Dans un rôle social, ils sont missionnés par le gouvernement canadien pour apprendre
aux Inuits… comment cultiver des légumes ! Lesquels légumes n'entrent
manifestement pas dans les coutumes alimentaires des habitants ! Pour quelle
utilité et quel espoir de réussite ? (Sans doute une fausse bonne idée qui a dû
germer dans la tête d'un technocrate canadien !?...).
Quoiqu'il en
soit, il fait bon dans la serre, nos deux Ivoiriens semblent heureux et leur
production fait merveille dans des caissons hors sol : pommes de terre,
haricots, piments, petits pois, etc… De là à nourrir 400 habitants… Dans la
bonne humeur, nous avons vécu quelques moments vraiment décalés.
15h45 sur la
plage, les habitants assistent à notre rembarquement, des groupes se forment essayant
de discuter.
C'est
l'habitude, plusieurs habitants viennent à bord du Soléal pour offrir un
spectacle aux passagers. Cela commence par une démonstration de jeux de force
entre deux hommes, puis des chants par la chorale accompagnés de tambours. Deux
jeunes filles font un récital de chant de gorge. Ensuite, les mêmes acteurs habillés
de tenues folkloriques noires ornées de dessins géométriques et de fourrure reviennent
sur scène pour interpréter des chants rituels lancinants, qui sans doute devaient
mener en transe à l'époque où était pratiqué le chamanisme.
20h00, ce soir
c'est le dîner du Chef (cuisinier) avec la participation des officiers du bord.

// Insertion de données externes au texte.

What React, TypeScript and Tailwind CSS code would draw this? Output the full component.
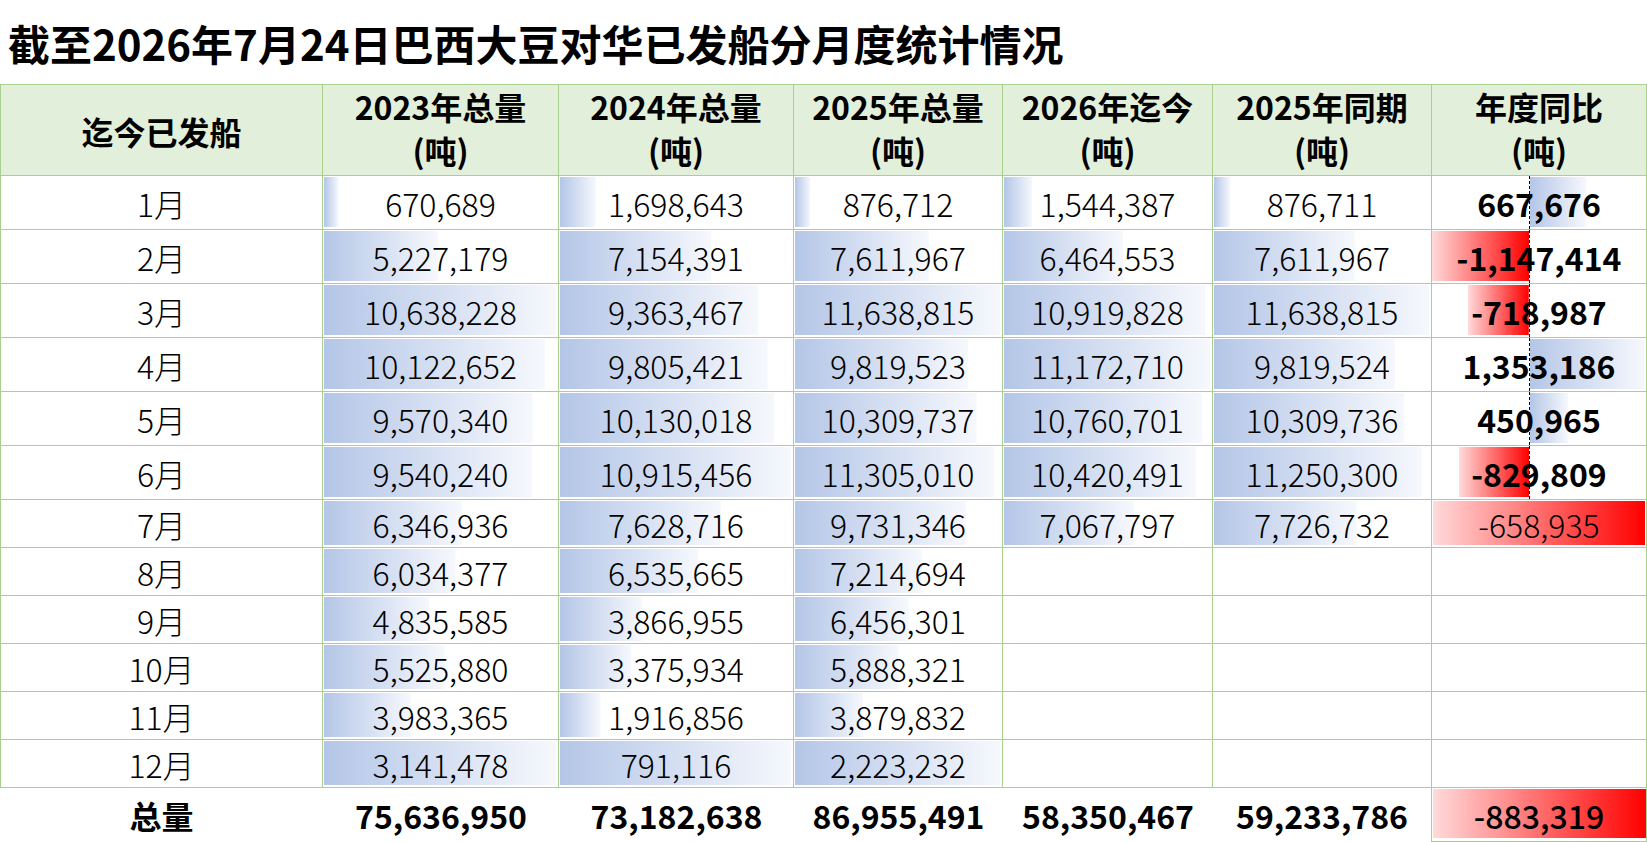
import React from "react";

type Row = { label: string; vals: (number | null)[] };

const rows: Row[] = [
  { label: "1月", vals: [670689, 1698643, 876712, 1544387, 876711, 667676] },
  { label: "2月", vals: [5227179, 7154391, 7611967, 6464553, 7611967, -1147414] },
  { label: "3月", vals: [10638228, 9363467, 11638815, 10919828, 11638815, -718987] },
  { label: "4月", vals: [10122652, 9805421, 9819523, 11172710, 9819524, 1353186] },
  { label: "5月", vals: [9570340, 10130018, 10309737, 10760701, 10309736, 450965] },
  { label: "6月", vals: [9540240, 10915456, 11305010, 10420491, 11250300, -829809] },
  { label: "7月", vals: [6346936, 7628716, 9731346, 7067797, 7726732, -658935] },
  { label: "8月", vals: [6034377, 6535665, 7214694, null, null, null] },
  { label: "9月", vals: [4835585, 3866955, 6456301, null, null, null] },
  { label: "10月", vals: [5525880, 3375934, 5888321, null, null, null] },
  { label: "11月", vals: [3983365, 1916856, 3879832, null, null, null] },
  { label: "12月", vals: [3141478, 791116, 2223232, null, null, null] },
];

const totals = [75636950, 73182638, 86955491, 58350467, 59233786];
const totalYoy = -883319;

// inner widths (content, without right border) of the six value columns
const inner = [235, 234, 208, 209, 218, 214];
// max values for the bar ranges
const maxes = [10638228, 10915456, 11638815, 11172710, 11638815];

const headers: string[][] = [
  ["2023年总量", "(吨)"],
  ["2024年总量", "(吨)"],
  ["2025年总量", "(吨)"],
  ["2026年迄今", "(吨)"],
  ["2025年同期", "(吨)"],
  ["年度同比", "(吨)"],
];

const fmt = (n: number) => n.toLocaleString("en-US");

const BLUE = "linear-gradient(to right, #b4c6e7, #f6f8fd)";
const RED = "linear-gradient(to right, #ffdada, #ff0000)";

const AXIS = 97;
const K = 97 / 1147414;

function barStyle(w: number, left: number, grad: string): React.CSSProperties {
  return {
    backgroundImage: grad,
    backgroundSize: `${w}px calc(100% - 3px)`,
    backgroundPosition: `${left}px 1px`,
    backgroundRepeat: "no-repeat",
  };
}

export default function App() {
  const cellBase =
    "relative flex items-center justify-center border-r border-b border-[#a9d08e] text-[32px] leading-none text-black";

  return (
    <div className="w-[1647px] h-[842px] bg-white overflow-hidden font-['Noto_Sans_CJK_SC',sans-serif] text-black">
      <div className="h-[84px] flex items-center pl-[8px] text-[42px] font-bold">
        截至2026年7月24日巴西大豆对华已发船分月度统计情况
      </div>
      <div className="grid grid-cols-[323px_236px_235px_209px_210px_219px_215px]">
        {/* header */}
        <div className="h-[92px] flex items-center justify-center border-l border-t border-r border-b border-[#a9d08e] bg-[#e2efda] text-[32px] font-bold pt-[2px]">
          迄今已发船
        </div>
        {headers.map((h, i) => (
          <div
            key={i}
            className="h-[92px] flex flex-col items-center justify-center border-t border-r border-b border-[#a9d08e] bg-[#e2efda] text-[32px] font-bold leading-[44px] pb-[4px]"
          >
            <span>{h[0]}</span>
            <span>{h[1]}</span>
          </div>
        ))}

        {/* body */}
        {rows.map((r, ri) => {
          const h = ri < 6 ? "h-[54px]" : "h-[48px]";
          return (
            <React.Fragment key={r.label}>
              <div className={`${cellBase} ${h} border-l font-light`}>{r.label}</div>
              {r.vals.map((v, ci) => {
                if (v === null) {
                  return <div key={ci} className={`${cellBase} ${h}`} />;
                }
                if (ci < 5) {
                  const W = inner[ci] - 3;
                  const w = ri === 11 ? W : (v / maxes[ci]) * W;
                  return (
                    <div key={ci} className={`${cellBase} ${h} font-light`} style={barStyle(w, 1, BLUE)}>
                      <span className="relative">{fmt(v)}</span>
                    </div>
                  );
                }
                // YoY column
                if (ri === 6) {
                  return (
                    <div key={ci} className={`${cellBase} ${h} font-light`} style={barStyle(212, 1, RED)}>
                      <span className="relative">{fmt(v)}</span>
                    </div>
                  );
                }
                const w = Math.abs(v) * K;
                const style =
                  v < 0 ? barStyle(w, AXIS - w, RED) : barStyle(w, AXIS + 1, BLUE);
                return (
                  <div key={ci} className={`${cellBase} ${h} font-bold`} style={style}>
                    <div className="absolute top-0 bottom-[-1px] left-[97px] w-px bg-[repeating-linear-gradient(to_bottom,#000_0px,#000_3px,transparent_3px,transparent_5px)]" />
                    <span className="relative">{fmt(v)}</span>
                  </div>
                );
              })}
            </React.Fragment>
          );
        })}

        {/* totals */}
        <div className="h-[54px] flex items-center justify-center text-[32px] font-bold leading-none">总量</div>
        {totals.map((t, i) => (
          <div
            key={i}
            className={`h-[54px] flex items-center justify-center text-[32px] font-bold leading-none ${
              i === 4 ? "border-r border-[#a9d08e]" : ""
            }`}
          >
            {fmt(t)}
          </div>
        ))}
        <div
          className="h-[54px] flex items-center justify-center border-r border-b border-[#a9d08e] text-[32px] font-medium leading-none"
          style={{
            backgroundImage: RED,
            backgroundSize: "213px calc(100% - 4px)",
            backgroundPosition: "1px 1px",
            backgroundRepeat: "no-repeat",
          }}
        >
          {fmt(totalYoy)}
        </div>
      </div>
    </div>
  );
}
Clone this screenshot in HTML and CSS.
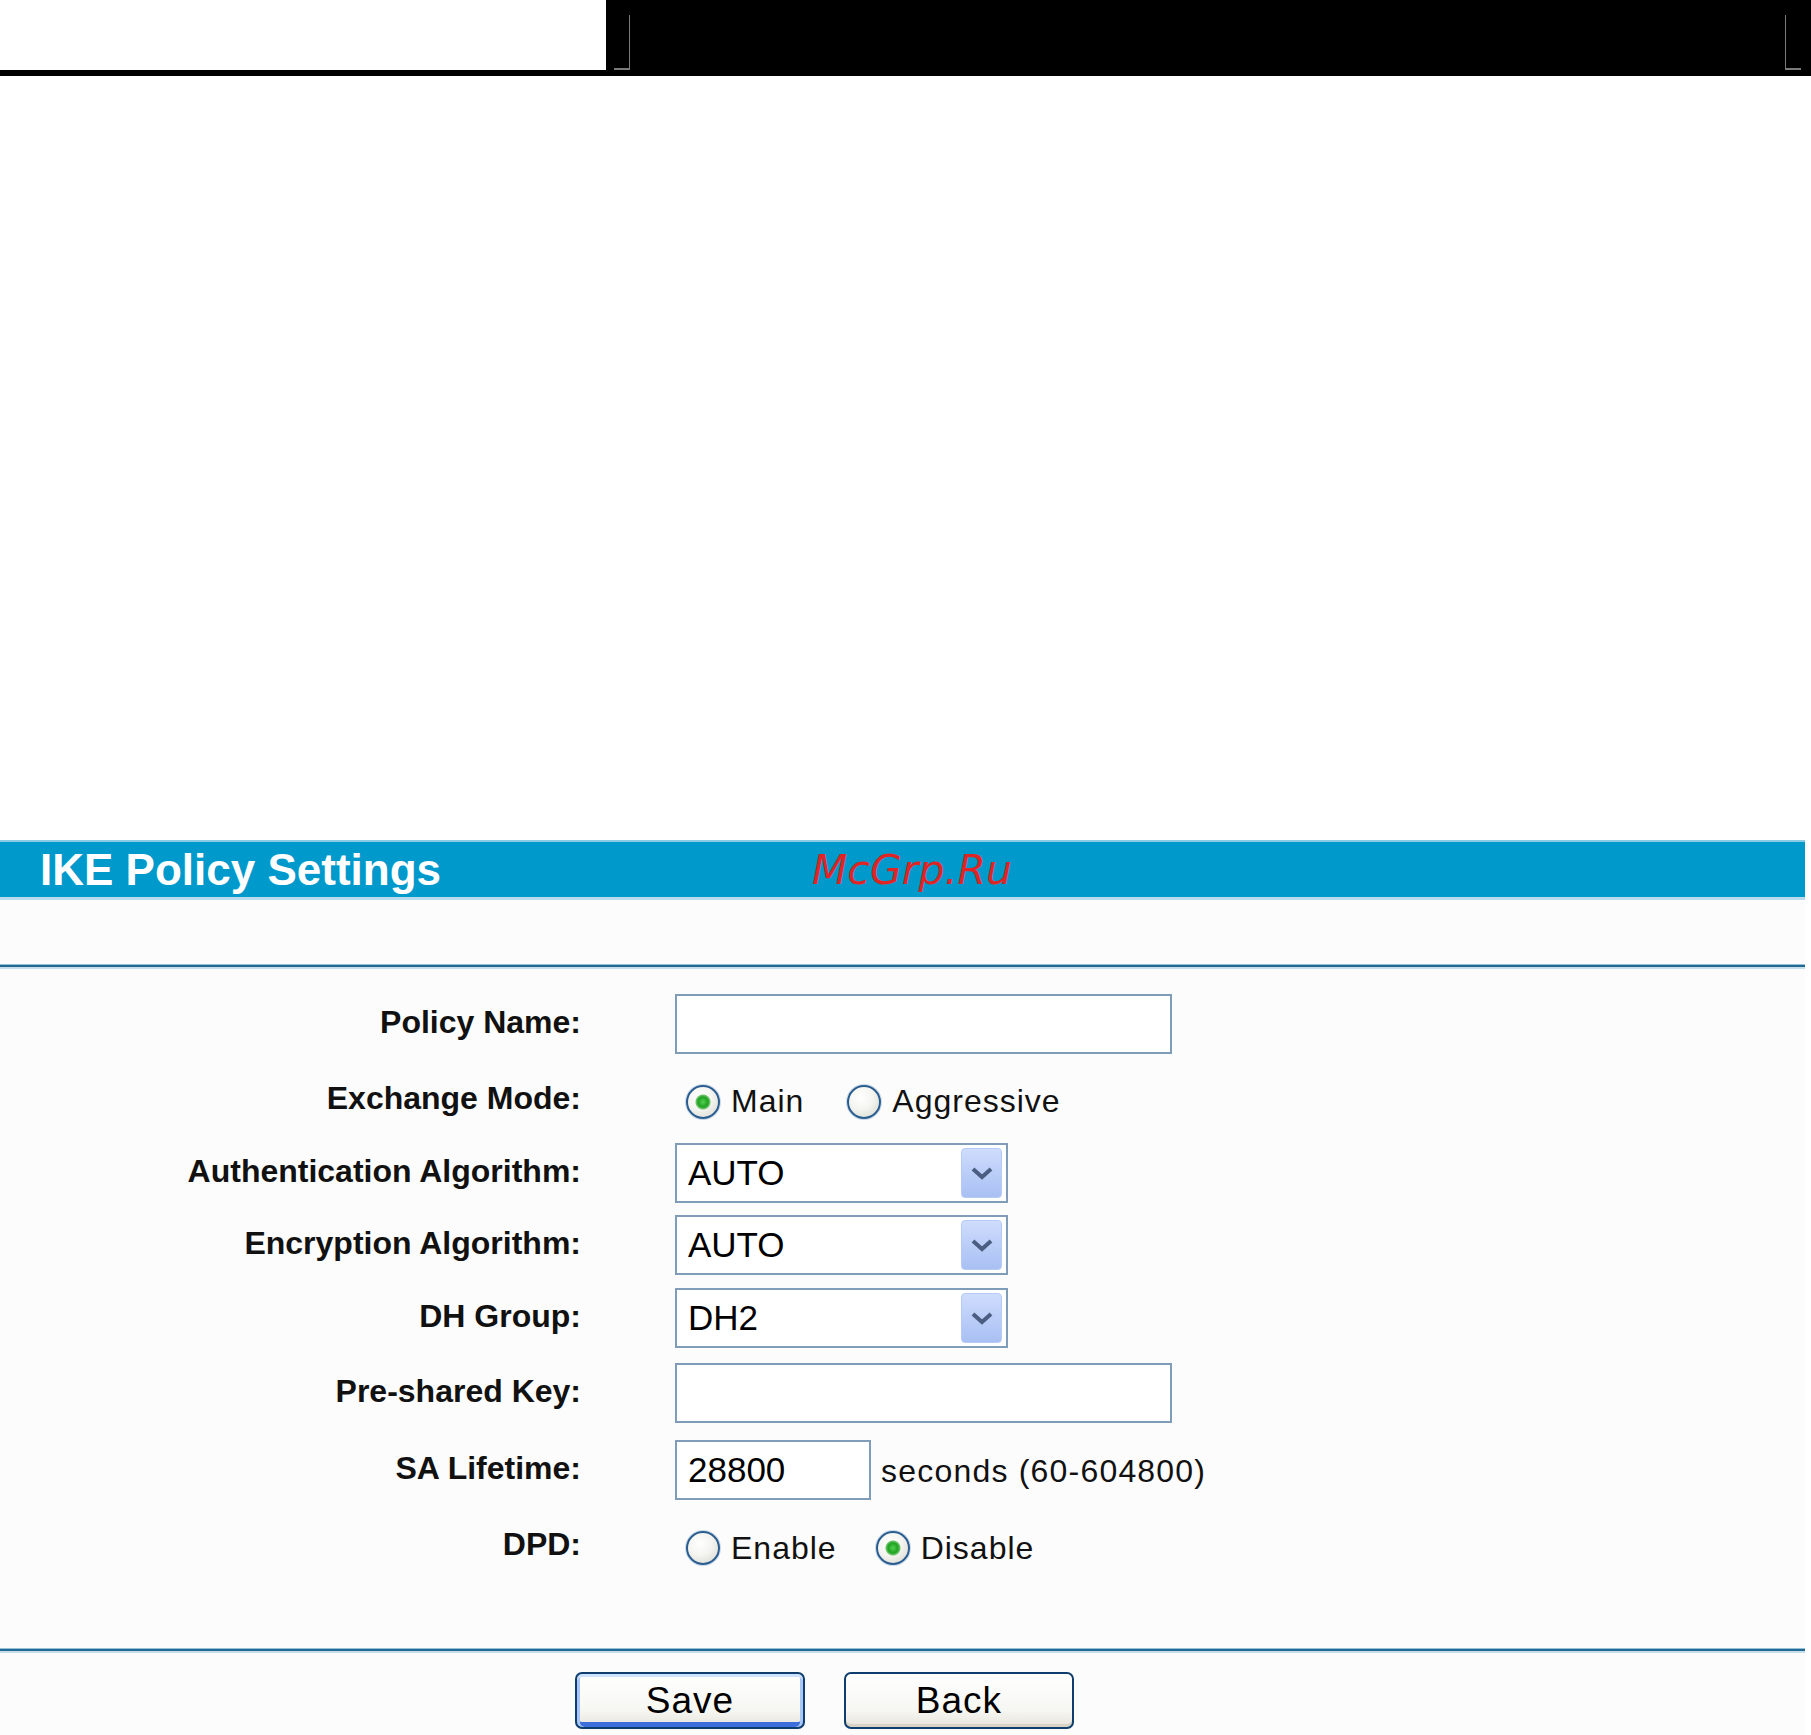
FILE: index.html
```html
<!DOCTYPE html>
<html lang="en">
<head>
  <meta charset="UTF-8" />
  <title>IKE Policy Settings</title>
  <link rel="stylesheet" href="styles.css">
</head>
<body>
  <div class="topbar">
    <div class="logo-box"></div>
    <div class="banner">
      <span class="bracket bracket-left"></span>
      <span class="bracket bracket-right"></span>
    </div>
  </div>

  <div class="panel">
    <div class="title-bar">
      <span class="title">IKE Policy Settings</span>
      <span class="watermark">McGrp.Ru</span>
    </div>
    <div class="blank"></div>
    <div class="rule"></div>

    <div class="form">
      <div class="row r1">
        <div class="label">Policy Name:</div>
        <div class="field"><input class="text wide" type="text" value=""></div>
      </div>
      <div class="row r2">
        <div class="label">Exchange Mode:</div>
        <div class="field">
          <label class="option opt-main"><input class="radio" type="radio" name="mode" checked>Main</label>
          <label class="option"><input class="radio" type="radio" name="mode">Aggressive</label>
        </div>
      </div>
      <div class="row r3">
        <div class="label">Authentication Algorithm:</div>
        <div class="field">
          <div class="select"><span class="select-value">AUTO</span><span class="drop"><svg width="24" height="14" viewBox="0 0 24 14"><path d="M3 3 L12 11 L21 3" fill="none" stroke="#4b5e82" stroke-width="4"/></svg></span></div>
        </div>
      </div>
      <div class="row r4">
        <div class="label">Encryption Algorithm:</div>
        <div class="field">
          <div class="select"><span class="select-value">AUTO</span><span class="drop"><svg width="24" height="14" viewBox="0 0 24 14"><path d="M3 3 L12 11 L21 3" fill="none" stroke="#4b5e82" stroke-width="4"/></svg></span></div>
        </div>
      </div>
      <div class="row r5">
        <div class="label">DH Group:</div>
        <div class="field">
          <div class="select"><span class="select-value">DH2</span><span class="drop"><svg width="24" height="14" viewBox="0 0 24 14"><path d="M3 3 L12 11 L21 3" fill="none" stroke="#4b5e82" stroke-width="4"/></svg></span></div>
        </div>
      </div>
      <div class="row r6">
        <div class="label">Pre-shared Key:</div>
        <div class="field"><input class="text wide" type="text" value=""></div>
      </div>
      <div class="row r7">
        <div class="label">SA Lifetime:</div>
        <div class="field">
          <input class="text short" type="text" value="28800">
          <span class="hint">seconds (60-604800)</span>
        </div>
      </div>
      <div class="row r8">
        <div class="label">DPD:</div>
        <div class="field">
          <label class="option opt-enable"><input class="radio" type="radio" name="dpd">Enable</label>
          <label class="option"><input class="radio" type="radio" name="dpd" checked>Disable</label>
        </div>
      </div>
    </div>

    <div class="rule bottom-rule"></div>
    <div class="buttons">
      <button class="btn btn-default">Save</button>
      <button class="btn">Back</button>
    </div>
  </div>
</body>
</html>
```

FILE: styles.css
```css
body, html {
  margin: 0;
  padding: 0;
  height: 100%;
  overflow: hidden;
  background: #fff;
  font-family: "Liberation Sans", Arial, sans-serif;
}
.topbar {
  display: flex;
  height: 76px;
  background: #000;
}
.logo-box {
  width: 606px;
  height: 70px;
  background: #fff;
}
.banner {
  flex: 1;
  display: flex;
  justify-content: space-between;
  padding: 15px 10px 0 8px;
}
.bracket {
  width: 15px;
  height: 53px;
  border-bottom: 2px solid #7a7a7a;
}
.bracket-left {
  border-right: 1px solid #7a7a7a;
}
.bracket-right {
  border-left: 1px solid #7a7a7a;
}
.panel {
  width: 1805px;
  margin-top: 764px;
  background: #fcfcfc;
}
.title-bar {
  display: flex;
  align-items: center;
  height: 55px;
  padding-left: 40px;
  background: #0099cc;
  border-top: 2px solid #8ccbe6;
  border-bottom: 3px solid #b8dcee;
}
.title {
  width: 772px;
  font-size: 44px;
  font-weight: bold;
  color: #fff;
}
.watermark {
  font-family: "DejaVu Sans", sans-serif;
  font-style: italic;
  font-size: 41px;
  color: #e02424;
}
.blank {
  height: 64px;
}
.rule {
  height: 2px;
  background: #236a93;
  border-top: 1px solid #94c0da;
  border-bottom: 2px solid #c6deec;
}
.form {
  padding-top: 16px;
  padding-bottom: 64px;
}
.row {
  display: grid;
  grid-template-columns: 581px 1fr;
  column-gap: 94px;
  align-items: center;
}
.r1 { height: 77px; }
.r2 { height: 75px; }
.r3 { height: 72px; }
.r4 { height: 72px; }
.r5 { height: 74px; }
.r6 { height: 76px; }
.r7 { height: 77px; }
.r8 { height: 76px; }
.label {
  text-align: right;
  font-size: 32px;
  font-weight: bold;
  color: #111;
  padding-bottom: 3px;
}
.field {
  display: flex;
  align-items: center;
  font-size: 32px;
  letter-spacing: 1px;
  color: #111;
}
.text {
  box-sizing: border-box;
  height: 60px;
  margin: 0;
  padding: 0 0 0 11px;
  border: 2px solid #7f9db9;
  background: #fff;
  font-family: "Liberation Sans", Arial, sans-serif;
  font-size: 35px;
  color: #000;
  outline: none;
}
.wide {
  width: 497px;
}
.short {
  width: 196px;
}
.hint {
  margin-left: 10px;
  letter-spacing: 1.2px;
  padding-top: 4px;
}
.option {
  display: inline-flex;
  align-items: center;
  padding-left: 11px;
  padding-top: 4px;
}
.opt-main {
  margin-right: 32px;
}
.opt-enable {
  margin-right: 28px;
}
.radio {
  appearance: none;
  -webkit-appearance: none;
  box-sizing: border-box;
  width: 34px;
  height: 34px;
  margin: 0 11px 0 0;
  border-radius: 50%;
  border: 2px solid #2a5d8f;
  background: radial-gradient(circle at 40% 35%, #ffffff 0%, #f4f4f0 45%, #d6d6ce 100%);
  box-shadow: 0 0 0 1px #c9d9e8;
}
.radio:checked {
  background:
    radial-gradient(circle, #4fd14f 0, #21a121 5px, #6fc66f 7px, transparent 8px),
    radial-gradient(circle at 40% 35%, #ffffff 0%, #f4f4f0 45%, #d6d6ce 100%);
}
.select {
  box-sizing: border-box;
  display: flex;
  align-items: center;
  width: 333px;
  height: 60px;
  padding: 3px 4px 3px 11px;
  border: 2px solid #7f9db9;
  background: #fff;
}
.select-value {
  flex: 1;
  font-size: 35px;
  letter-spacing: 0;
  color: #000;
}
.drop {
  box-sizing: border-box;
  display: flex;
  align-items: center;
  justify-content: center;
  width: 41px;
  height: 50px;
  border: 1px solid #b6cbf5;
  border-radius: 4px;
  background: linear-gradient(#cfdcfd, #b7cbf7 60%, #a9c0f3);
}
.bottom-rule {
  margin: 0;
}
.buttons {
  display: flex;
  gap: 39px;
  padding: 19px 0 0 575px;
  height: 63px;
}
.btn {
  box-sizing: border-box;
  width: 230px;
  height: 57px;
  padding: 0;
  border: 2px solid #0f3e6e;
  border-radius: 7px;
  background: linear-gradient(#ffffff, #f6f6f2 70%, #e6e3da);
  box-shadow: inset 0 -3px 0 #d8d3c6;
  font-family: "Liberation Sans", Arial, sans-serif;
  font-size: 37px;
  letter-spacing: 1px;
  color: #000;
}
.btn-default {
  box-shadow: inset 0 3px 0 #cfe2fd, inset 3px 0 0 #a8c6f7, inset -3px 0 0 #a8c6f7, inset 0 -5px 0 #3d6fdc;
}
```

Dîner décontracté avec Sarah, la Directrice de croisière qui n'a aucun mal à
animer les discussions autour notre table. Nous partageons aussi le repas avec
Eric, l'un des lieutenants machine que je ne connaissais pas. Une occasion
rêvée pour savoir ce qui se passe dans l'un des endroits les plus secrets du
bateau et pour lui de changer d'horizon un court moment lors d'une soirée vraiment
sympathique.
Contraste assez saisissant des rencontres de cette journée avec les jours précédents... J'imagine le sentiment d'irréalité, ce village perdu, aux conditions de vie difficile, et puis la serre ivoirienne... Vraiment étonnant (et un peu triste en fait).